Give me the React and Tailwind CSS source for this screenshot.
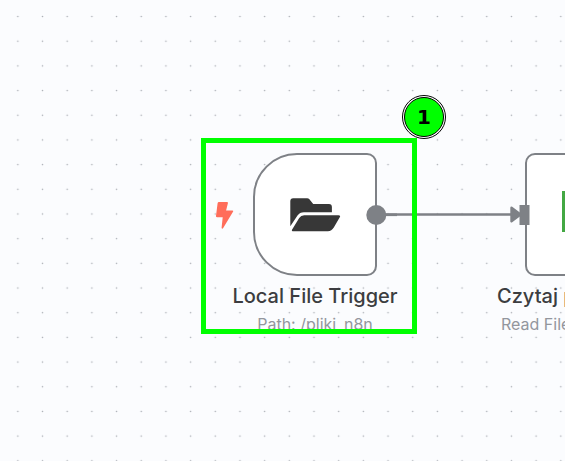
function DotGrid() {
  return (
    <svg className="absolute inset-0 h-full w-full" aria-hidden="true">
      <defs>
        <pattern id="dots" x="5.5" y="4.2" width="24.68" height="24.68" patternUnits="userSpaceOnUse">
          <circle cx="12.34" cy="12.34" r="0.8" fill="#a9adb3" />
        </pattern>
      </defs>
      <rect width="100%" height="100%" fill="url(#dots)" />
    </svg>
  );
}

function FolderIcon() {
  return (
    <svg className="h-9 w-13" viewBox="289 197 52 36" fill="#373737" aria-hidden="true">
      <path d="M290.3 226.3V201.2Q290.3 198.3 293.2 198.3H307.2Q308.4 198.3 309.2 199.1L313.2 204H329Q331.9 204 331.9 207V212.2H304Q299.6 212.2 297.5 215.6Z" />
      <path d="M304.2 215.2H338.6Q340.8 215.2 339.9 217L333.8 227.6Q331.6 231.3 327.9 231.3H292.9Q291.3 231.3 292 229.7L299.2 218Q300.9 215.2 304.2 215.2Z" />
    </svg>
  );
}

function BoltIcon() {
  return (
    <svg className="h-7 w-5" viewBox="215 200 20 28" fill="#ff6d5a" aria-hidden="true">
      <path d="M218.9 201.1H227Q228.2 201.1 227.9 202.3L226.1 209.4H232.3Q233.8 209.5 233 210.8L223.2 227Q222 228.4 221.6 226.8L222.7 216.2H217.1Q215.9 216.1 216 215L217.6 202.2Q217.8 201.1 218.9 201.1Z" />
    </svg>
  );
}

function Edge() {
  return (
    <svg className="absolute top-[200px] left-[360px] h-[30px] w-[176px]" viewBox="360 200 176 30" fill="#7e8186" aria-hidden="true">
      <path d="M376 214.5H514" stroke="#7e8186" strokeWidth="2.4" />
      <path d="M376 214.8H397" stroke="#7e8186" strokeWidth="2.6" />
      <circle cx="376.3" cy="215" r="10" />
      <path d="M511.5 207.8L520.5 214.5L511.5 221.2Z" stroke="#7e8186" strokeWidth="2.4" strokeLinejoin="round" />
      <rect x="519.5" y="205" width="10" height="20" />
    </svg>
  );
}

function Captions({ title, subtitle }) {
  return (
    <>
      <h2 className="mt-2 text-xl leading-6 font-medium text-[#3c3d40]">{title}</h2>
      <p className="mt-1 text-base leading-6 text-[#93969d]">{subtitle}</p>
    </>
  );
}

export default function App() {
  return (
    <main className="relative h-screen w-full overflow-hidden bg-[#fbfcfe] font-['Inter',sans-serif]">
      <DotGrid />
      <section className="absolute top-[153px] left-[215px] flex w-[200px] flex-col items-center whitespace-nowrap">
        <div className="flex w-full items-center gap-[18px]">
          <BoltIcon />
          <div className="flex h-[123px] w-[124px] items-center justify-center rounded-l-[44px] rounded-r-[10px] border-2 border-[#7e8186] bg-white">
            <FolderIcon />
          </div>
        </div>
        <Captions title="Local File Trigger" subtitle="Path: /pliki_n8n" />
      </section>
      <section className="absolute top-[153px] left-[497px] flex flex-col whitespace-nowrap">
        <div className="ml-7 flex h-[123px] w-[124px] items-center justify-center rounded-[10px] border-2 border-[#7e8186] bg-white pb-1.5">
          <div className="h-[41px] w-[50px] bg-[#43a843]" />
        </div>
        <Captions title="Czytaj p" subtitle={<span className="pl-1">Read File</span>} />
      </section>
      <Edge />
      <div className="absolute top-[138px] left-[201px] h-[196px] w-[216px] border-5 border-[#00ff00]" />
      <div className="absolute top-[95px] left-[402px] flex size-11 rounded-full border border-black bg-white p-px">
        <div className="flex flex-1 items-center justify-center rounded-full border border-black bg-[#00ff00] font-['DejaVu_Sans',sans-serif] text-xl leading-none font-bold text-black">
          1
        </div>
      </div>
    </main>
  );
}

****

Written instruction: Repeat the data exactly, dropping every picture it holds.

Exercise output:
Give me the React and Tailwind CSS source for this screenshot.
function DotGrid() {
  return (
    <svg className="absolute inset-0 h-full w-full" aria-hidden="true">
      <defs>
        <pattern id="dots" x="5.5" y="4.2" width="24.68" height="24.68" patternUnits="userSpaceOnUse">
          <circle cx="12.34" cy="12.34" r="0.8" fill="#a9adb3" />
        </pattern>
      </defs>
      <rect width="100%" height="100%" fill="url(#dots)" />
    </svg>
  );
}

function FolderIcon() {
  return (
    <svg className="h-9 w-13" viewBox="289 197 52 36" fill="#373737" aria-hidden="true">
      <path d="M290.3 226.3V201.2Q290.3 198.3 293.2 198.3H307.2Q308.4 198.3 309.2 199.1L313.2 204H329Q331.9 204 331.9 207V212.2H304Q299.6 212.2 297.5 215.6Z" />
      <path d="M304.2 215.2H338.6Q340.8 215.2 339.9 217L333.8 227.6Q331.6 231.3 327.9 231.3H292.9Q291.3 231.3 292 229.7L299.2 218Q300.9 215.2 304.2 215.2Z" />
    </svg>
  );
}

function BoltIcon() {
  return (
    <svg className="h-7 w-5" viewBox="215 200 20 28" fill="#ff6d5a" aria-hidden="true">
      <path d="M218.9 201.1H227Q228.2 201.1 227.9 202.3L226.1 209.4H232.3Q233.8 209.5 233 210.8L223.2 227Q222 228.4 221.6 226.8L222.7 216.2H217.1Q215.9 216.1 216 215L217.6 202.2Q217.8 201.1 218.9 201.1Z" />
    </svg>
  );
}

function Edge() {
  return (
    <svg className="absolute top-[200px] left-[360px] h-[30px] w-[176px]" viewBox="360 200 176 30" fill="#7e8186" aria-hidden="true">
      <path d="M376 214.5H514" stroke="#7e8186" strokeWidth="2.4" />
      <path d="M376 214.8H397" stroke="#7e8186" strokeWidth="2.6" />
      <circle cx="376.3" cy="215" r="10" />
      <path d="M511.5 207.8L520.5 214.5L511.5 221.2Z" stroke="#7e8186" strokeWidth="2.4" strokeLinejoin="round" />
      <rect x="519.5" y="205" width="10" height="20" />
    </svg>
  );
}

function Captions({ title, subtitle }) {
  return (
    <>
      <h2 className="mt-2 text-xl leading-6 font-medium text-[#3c3d40]">{title}</h2>
      <p className="mt-1 text-base leading-6 text-[#93969d]">{subtitle}</p>
    </>
  );
}

export default function App() {
  return (
    <main className="relative h-screen w-full overflow-hidden bg-[#fbfcfe] font-['Inter',sans-serif]">
      <DotGrid />
      <section className="absolute top-[153px] left-[215px] flex w-[200px] flex-col items-center whitespace-nowrap">
        <div className="flex w-full items-center gap-[18px]">
          <BoltIcon />
          <div className="flex h-[123px] w-[124px] items-center justify-center rounded-l-[44px] rounded-r-[10px] border-2 border-[#7e8186] bg-white">
            <FolderIcon />
          </div>
        </div>
        <Captions title="Local File Trigger" subtitle="Path: /pliki_n8n" />
      </section>
      <section className="absolute top-[153px] left-[497px] flex flex-col whitespace-nowrap">
        <div className="ml-7 flex h-[123px] w-[124px] items-center justify-center rounded-[10px] border-2 border-[#7e8186] bg-white pb-1.5">
          <div className="h-[41px] w-[50px] bg-[#43a843]" />
        </div>
        <Captions title="Czytaj p" subtitle={<span className="pl-1">Read File</span>} />
      </section>
      <Edge />
      <div className="absolute top-[138px] left-[201px] h-[196px] w-[216px] border-5 border-[#00ff00]" />
      <div className="absolute top-[95px] left-[402px] flex size-11 rounded-full border border-black bg-white p-px">
        <div className="flex flex-1 items-center justify-center rounded-full border border-black bg-[#00ff00] font-['DejaVu_Sans',sans-serif] text-xl leading-none font-bold text-black">
          1
        </div>
      </div>
    </main>
  );
}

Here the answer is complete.